La conquête de l’Inde n’a pourtant été faite que par une société de marchands, avant tout avides de lucre, Cependant, dès qu’elle s’est trouvée assise, la compagnie des Indes, quels qu’aient été ses erreurs, ses fautes, ses crimes même, a réalisé une grande amélioration sur tout ce que l’Inde avait connu auparavant en fait de gouvernement, tant est encore grande la distance qui sépare le degré de lumières et de moralité de l’Européen, même au plus bas, de celui des princes et des castes gouvernantes de l’Inde. Aujourd’hui la compagnie a disparu, le gouvernement de l’Inde n’existe plus qu’à titre de délégation de celui de la métropole.

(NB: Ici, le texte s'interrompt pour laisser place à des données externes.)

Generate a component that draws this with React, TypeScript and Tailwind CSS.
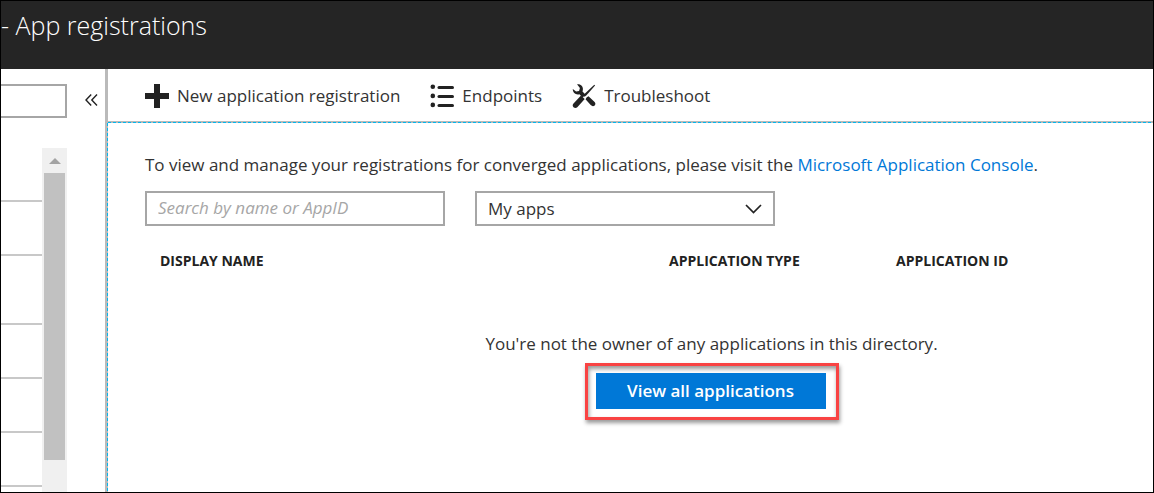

On est frappé, quand on l’étudie, de la connaissance profonde que les Anglais possèdent des diverses parties de l’Inde, qui permet de leur appliquer les mesures de législation les meilleures, et du désir général qu’ils ont d’exercer leur pouvoir d’une manière qui soit avantageuse pour le peuple conquis. Le sens politique et l’intérêt de la conservation poussent les Anglais dans cette voie, et, à défaut de tout autre mobile, suffiraient à les y maintenir, car ils leur disent assez qu’on ne peut fonder une domination durable sur une aussi grande multitude qu’autant qu’il existera dans son sein l’opinion qu’en somme la conquête lui est favorable.

  1. Dans la seule division administrative de Calcutta, on comptait, en 1817, 442 cas de suttis, ou de veuves brûlées vives sur le bûcher avec le corps de leurs maris.